#### Dataset section

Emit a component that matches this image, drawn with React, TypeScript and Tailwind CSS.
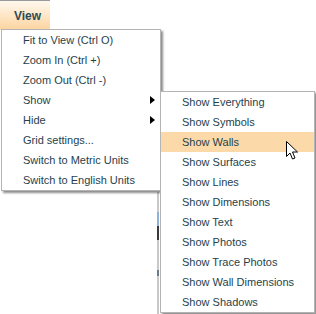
import React from "react";

const mainItems: { label: string; sub?: boolean }[] = [
  { label: "Fit to View (Ctrl O)" },
  { label: "Zoom In (Ctrl +)" },
  { label: "Zoom Out (Ctrl -)" },
  { label: "Show", sub: true },
  { label: "Hide", sub: true },
  { label: "Grid settings..." },
  { label: "Switch to Metric Units" },
  { label: "Switch to English Units" },
];

const subItems = [
  "Show Everything",
  "Show Symbols",
  "Show Walls",
  "Show Surfaces",
  "Show Lines",
  "Show Dimensions",
  "Show Text",
  "Show Photos",
  "Show Trace Photos",
  "Show Wall Dimensions",
  "Show Shadows",
];

export default function App() {
  return (
    <div
      className="relative w-[316px] h-[314px] bg-white overflow-hidden text-[#1f3f4c]"
      style={{ fontFamily: '"Liberation Sans", Arial, sans-serif' }}
    >
      {/* View button */}
      <div className="absolute left-0 top-0 w-[50px] h-[30px] border-t border-[#9a9a9a] bg-gradient-to-b from-[#fff8ee] to-[#fcd49e] flex items-center pl-[14px]">
        <span className="text-[12px] font-bold text-[#2c4a58]">View</span>
      </div>

      {/* background artifact */}
      <div className="absolute left-[157px] top-[192px] w-[2px] h-[122px] bg-[#c9c9c9] flex flex-col">
        <div className="mt-[20px] h-[14px] bg-[#8fb0d8]" />
        <div className="h-[14px] bg-[#3a3a3a]" />
        <div className="mt-[30px] h-[6px] bg-[#6b7c88]" />
      </div>

      {/* main menu */}
      <div className="absolute left-[1px] top-[29px] w-[160px] bg-white border border-[#b4b4b4] shadow-[2px_2px_2px_rgba(0,0,0,0.45)]">
        {mainItems.map((it) => (
          <div key={it.label} className="h-[20px] flex items-center pl-[21px] pr-[5px] text-[11px]">
            <span>{it.label}</span>
            {it.sub && (
              <svg className="ml-auto" width="5" height="8" viewBox="0 0 5 8">
                <path d="M0 0 L5 4 L0 8 Z" fill="#000" />
              </svg>
            )}
          </div>
        ))}
      </div>

      {/* submenu */}
      <div className="absolute left-[160px] top-[91px] w-[155px] bg-white border border-[#b4b4b4] shadow-[2px_2px_2px_rgba(0,0,0,0.45)]">
        {subItems.map((s) => (
          <div
            key={s}
            className={`h-[20px] flex items-center pl-[21px] text-[11px] ${s === "Show Walls" ? "bg-[#fcd9a8]" : ""}`}
          >
            {s}
          </div>
        ))}
      </div>

      {/* cursor */}
      <svg className="absolute left-[286px] top-[141px]" width="13" height="20" viewBox="0 0 13 20">
        <path
          d="M0.5 0.5 L0.5 15.5 L4 12 L6.5 18 L9 17 L6.5 11 L11.5 11 Z"
          fill="#fff"
          stroke="#000"
          strokeWidth="1"
          strokeLinejoin="miter"
        />
      </svg>
    </div>
  );
}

########

■ **Directions**: Except for the pictures, print the data above exactly.

■ **Written response**:
Emit a component that matches this image, drawn with React, TypeScript and Tailwind CSS.
import React from "react";

const mainItems: { label: string; sub?: boolean }[] = [
  { label: "Fit to View (Ctrl O)" },
  { label: "Zoom In (Ctrl +)" },
  { label: "Zoom Out (Ctrl -)" },
  { label: "Show", sub: true },
  { label: "Hide", sub: true },
  { label: "Grid settings..." },
  { label: "Switch to Metric Units" },
  { label: "Switch to English Units" },
];

const subItems = [
  "Show Everything",
  "Show Symbols",
  "Show Walls",
  "Show Surfaces",
  "Show Lines",
  "Show Dimensions",
  "Show Text",
  "Show Photos",
  "Show Trace Photos",
  "Show Wall Dimensions",
  "Show Shadows",
];

export default function App() {
  return (
    <div
      className="relative w-[316px] h-[314px] bg-white overflow-hidden text-[#1f3f4c]"
      style={{ fontFamily: '"Liberation Sans", Arial, sans-serif' }}
    >
      {/* View button */}
      <div className="absolute left-0 top-0 w-[50px] h-[30px] border-t border-[#9a9a9a] bg-gradient-to-b from-[#fff8ee] to-[#fcd49e] flex items-center pl-[14px]">
        <span className="text-[12px] font-bold text-[#2c4a58]">View</span>
      </div>

      {/* background artifact */}
      <div className="absolute left-[157px] top-[192px] w-[2px] h-[122px] bg-[#c9c9c9] flex flex-col">
        <div className="mt-[20px] h-[14px] bg-[#8fb0d8]" />
        <div className="h-[14px] bg-[#3a3a3a]" />
        <div className="mt-[30px] h-[6px] bg-[#6b7c88]" />
      </div>

      {/* main menu */}
      <div className="absolute left-[1px] top-[29px] w-[160px] bg-white border border-[#b4b4b4] shadow-[2px_2px_2px_rgba(0,0,0,0.45)]">
        {mainItems.map((it) => (
          <div key={it.label} className="h-[20px] flex items-center pl-[21px] pr-[5px] text-[11px]">
            <span>{it.label}</span>
            {it.sub && (
              <svg className="ml-auto" width="5" height="8" viewBox="0 0 5 8">
                <path d="M0 0 L5 4 L0 8 Z" fill="#000" />
              </svg>
            )}
          </div>
        ))}
      </div>

      {/* submenu */}
      <div className="absolute left-[160px] top-[91px] w-[155px] bg-white border border-[#b4b4b4] shadow-[2px_2px_2px_rgba(0,0,0,0.45)]">
        {subItems.map((s) => (
          <div
            key={s}
            className={`h-[20px] flex items-center pl-[21px] text-[11px] ${s === "Show Walls" ? "bg-[#fcd9a8]" : ""}`}
          >
            {s}
          </div>
        ))}
      </div>

      {/* cursor */}
      <svg className="absolute left-[286px] top-[141px]" width="13" height="20" viewBox="0 0 13 20">
        <path
          d="M0.5 0.5 L0.5 15.5 L4 12 L6.5 18 L9 17 L6.5 11 L11.5 11 Z"
          fill="#fff"
          stroke="#000"
          strokeWidth="1"
          strokeLinejoin="miter"
        />
      </svg>
    </div>
  );
}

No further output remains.